Weerasinghe, A. - Presenter, University of Massachusetts, Amherst
Maroudas, D., University of Massachusetts
Ramasubramaniam, A., University of Massachusetts Amherst
Defect engineering through irradiation processes and chemical functionalization of graphene are promising routes for fabrication of carbon nanostructures and two-dimensional metamaterials with unique properties and function. In previous computational studies, we reproduced experimentally observed structures of irradiated graphene sheets through introduction of random distributions of vacancies in the honeycomb lattice of graphene and proper structural relaxation. We found that a vacancy-induced crystalline-to-amorphous transition in graphene occurs for an inserted vacancy concentration between 5% and 10%. This amorphization transition is accompanied by a brittle-to-ductile transition in the mechanical response of the irradiated graphene sheets as well as introduction of localized electronic states near the Fermi level.

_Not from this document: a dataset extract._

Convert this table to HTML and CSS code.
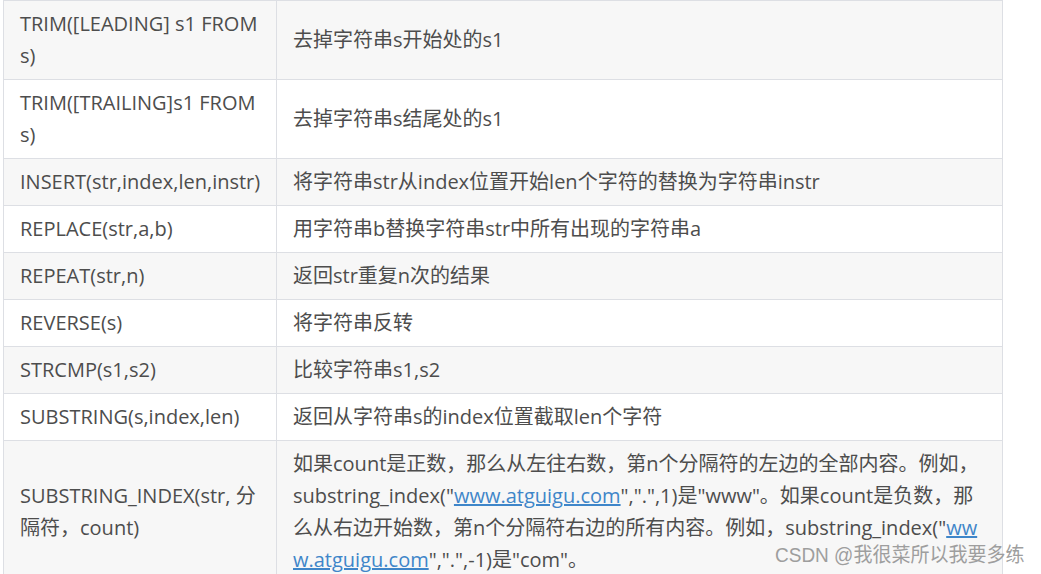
FILE: index.html
```html
<!DOCTYPE html>
<html lang="zh-CN">
<head>
<meta charset="utf-8">
<title>字符串函数</title>
<link rel="stylesheet" href="styles.css">
</head>
<body>
<div class="page">
  <table class="fn-table">
    <colgroup>
      <col class="col-fn">
      <col class="col-desc">
    </colgroup>
    <tbody>
      <tr><td class="fn">TRIM([LEADING] s1 FROM s)</td><td class="desc">去掉字符串s开始处的s1</td></tr>
      <tr><td class="fn">TRIM([TRAILING]s1 FROM s)</td><td class="desc">去掉字符串s结尾处的s1</td></tr>
      <tr><td class="fn">INSERT(str,index,len,instr)</td><td class="desc">将字符串str从index位置开始len个字符的替换为字符串instr</td></tr>
      <tr><td class="fn">REPLACE(str,a,b)</td><td class="desc">用字符串b替换字符串str中所有出现的字符串a</td></tr>
      <tr><td class="fn">REPEAT(str,n)</td><td class="desc">返回str重复n次的结果</td></tr>
      <tr><td class="fn">REVERSE(s)</td><td class="desc">将字符串反转</td></tr>
      <tr><td class="fn">STRCMP(s1,s2)</td><td class="desc">比较字符串s1,s2</td></tr>
      <tr><td class="fn">SUBSTRING(s,index,len)</td><td class="desc">返回从字符串s的index位置截取len个字符</td></tr>
      <tr><td class="fn">SUBSTRING_INDEX(str, 分隔符，count)</td><td class="desc">如果count是正数，那么从左往右数，第n个分隔符的左边的全部内容。例如，substring_index("<a href="#">www.atguigu.com</a>",".",1)是"www"。如果count是负数，那么从右边开始数，第n个分隔符右边的所有内容。例如，substring_index("<a href="#">www.atguigu.com</a>",".",-1)是"com"。</td></tr>
    </tbody>
  </table>
  <div class="watermark">CSDN @我很菜所以我要多练</div>
</div>
</body>
</html>
```

FILE: styles.css
```css
html, body {
  margin: 0;
  padding: 0;
  background: #ffffff;
  overflow: hidden;
}

.page {
  position: relative;
  width: 1041px;
  height: 574px;
  overflow: hidden;
}

.fn-table {
  margin-left: 3px;
  width: 1000px;
  table-layout: fixed;
  border-collapse: collapse;
  font-family: "Open Sans", "Noto Sans CJK SC", sans-serif;
  font-size: 20px;
  line-height: 32px;
  color: #4d4d4d;
}

.col-fn {
  width: 273px;
}

.fn-table td {
  border: 1px solid #dddfe4;
  padding: 7px 16px;
  vertical-align: middle;
}

.fn-table td.fn {
  word-break: normal;
  overflow: visible;
}

.fn-table td.desc {
  word-break: break-all;
}

.fn-table tr:nth-child(odd) td {
  background: #f7f7f7;
}

.fn-table tr:nth-child(even) td {
  background: #ffffff;
}

.fn-table a {
  color: #3f86c9;
  text-decoration: underline;
}

.watermark {
  position: absolute;
  left: 775px;
  top: 542px;
  font-family: "Liberation Sans", "Noto Sans CJK SC", sans-serif;
  font-size: 20px;
  line-height: 26px;
  color: #9e9e9e;
  white-space: nowrap;
  transform: scaleX(0.95);
  transform-origin: left top;
}
```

In this presentation, we use hydrogenation of irradiated, including irradiation-induced amorphous, graphene as a means of studying the effects of chemical functionalization on its electronic structure and thermomechanical response.. We use molecular-dynamics simulations according to a reliable bond-order potential to prepare the hydrogenated configurations and to carry out mechanical tests of dynamic deformation of the prepared configurations at constant strain rate and temperature. We find that hydrogenation does not affect the ultimate tensile strength (UTS) of the irradiated graphene sheets if the hydrogenated C atoms remain sp2-hybridized. However, upon inducing sp3 hybridization of these C atoms, UTS decreases by about 10 GPa; in spite of this decrease, these hydrogenated defective structures remain remarkably strong. We also find that the fracture strain of the irradiated structures decreases by up to 30% upon hydrogenation independent of the hybridization type. We characterize the fracture mechanisms and analyze the embrittlement effects of hydrogen. In addition, we report results from thermal transport analysis of the defective graphene sheets with emphasis on the effects of defect density and the extent of hydrogenation and the resulting hybridization of the hydrogenated C atoms on the thermal conductivity of the graphene sheets, computed based on an equilibrium Green-Kubo approach. Finally, based on first-principles density functional theory calculations of the electronic structure of unpasssivated as well as hydrogenated irradiated graphene structures, we assess the potential for tuning the electronic properties of these defective, functionalized graphenes.